The problem with health care, he repeatedly asserts, is that consumers have too much of it, spend too much on it. The more we empower consumers (and force them, through their pocketbooks) to be empowered, then they will spend less and costs will fall.

Someone needs to slip Torinus a copy of WPRI study of "choice" in Milwaukee schools that I wrote about last week. That study suggested that despite a multiplicity of educational options and a wealth of performance data available about the Milwaukee Public Schools, few parents bothered to make decisions about where to send their children to school based on those data.

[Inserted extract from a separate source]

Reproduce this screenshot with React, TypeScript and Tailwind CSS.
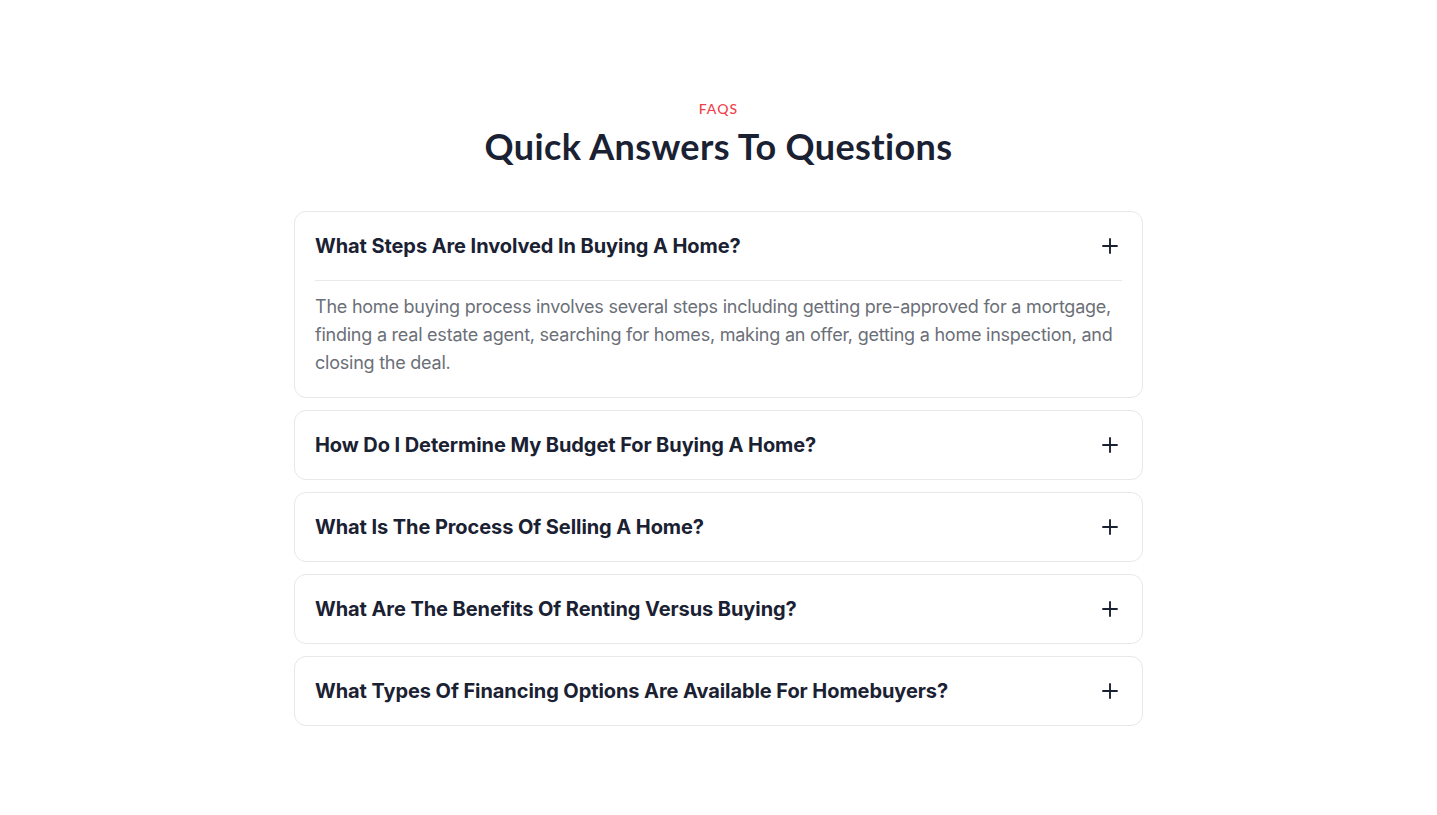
import { Plus } from "lucide-react";

const faqs = [
  {
    q: "What Steps Are Involved In Buying A Home?",
    a: "The home buying process involves several steps including getting pre-approved for a mortgage, finding a real estate agent, searching for homes, making an offer, getting a home inspection, and closing the deal.",
    open: true,
  },
  { q: "How Do I Determine My Budget For Buying A Home?", a: "", open: false },
  { q: "What Is The Process Of Selling A Home?", a: "", open: false },
  { q: "What Are The Benefits Of Renting Versus Buying?", a: "", open: false },
  { q: "What Types Of Financing Options Are Available For Homebuyers?", a: "", open: false },
];

export default function App() {
  return (
    <div className="min-h-screen bg-white font-['Inter',sans-serif]">
      <section className="mx-auto w-[849px] pt-[100px] pb-20">
        <div className="text-center">
          <p className="text-[14px] leading-[18px] font-medium tracking-[0.08em] text-[#ef3f49] font-['Lato',sans-serif]">
            FAQS
          </p>
          <h2 className="mt-[7px] text-[36px] leading-[42px] font-bold text-[#1a2132] font-['Lato',sans-serif] tracking-[0.01em]">
            Quick Answers To Questions
          </h2>
        </div>

        <div className="mt-[44px] flex flex-col gap-3">
          {faqs.map((f) => (
            <div key={f.q} className="rounded-xl border border-[#e7e8ea] bg-white">
              <div className="flex items-center justify-between px-5 py-5">
                <h3 className="text-[20px] leading-7 font-bold text-[#1a2132] tracking-[-0.004em]">{f.q}</h3>
                <Plus className="h-6 w-6 text-[#1a2132]" strokeWidth={1.9} />
              </div>
              {f.open && (
                <div className="mx-5 border-t border-[#e7e8ea] pt-3 pb-5">
                  <p className="text-[18px] leading-7 text-[#6b6f78] tracking-[-0.013em]">{f.a}</p>
                </div>
              )}
            </div>
          ))}
        </div>
      </section>
    </div>
  );
}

Someone should also remind Torinus about all the great decisions homebuyers made over the last few years, with all the options and information available to them, they still chose ARMs and other risky loans and now we face record foreclosures. (We bought our house before the peak of the bubble; we saw what was out there and, thankfully, made a much wiser choice.)

I'm sure that it won't take much to come up with more examples of failures of the market in this way*, and, as more sensible conservative Rick Esenberg noted last week, health care is a different animal entirely: If a consumer makes a bad choice, we just can't let them get sick and die anyway. Lose your house? Hock the jewelry? Fall into a debt spiral with check-cashing joints? No problem (though I support the efforts to make the latter less likely). But die? Is that the America we want to be?

I don't think Torinus is heartless; I think he simply puts too much faith in markets in which success will prove elusive.

* Or, for that matter, market "successes" that are really dependent on government subsidy and interference. As fiercely as many conservatives and Republicans defend the market, they are usually more than willing to bend over backward to privilege their donors. Insurance companies come to mind.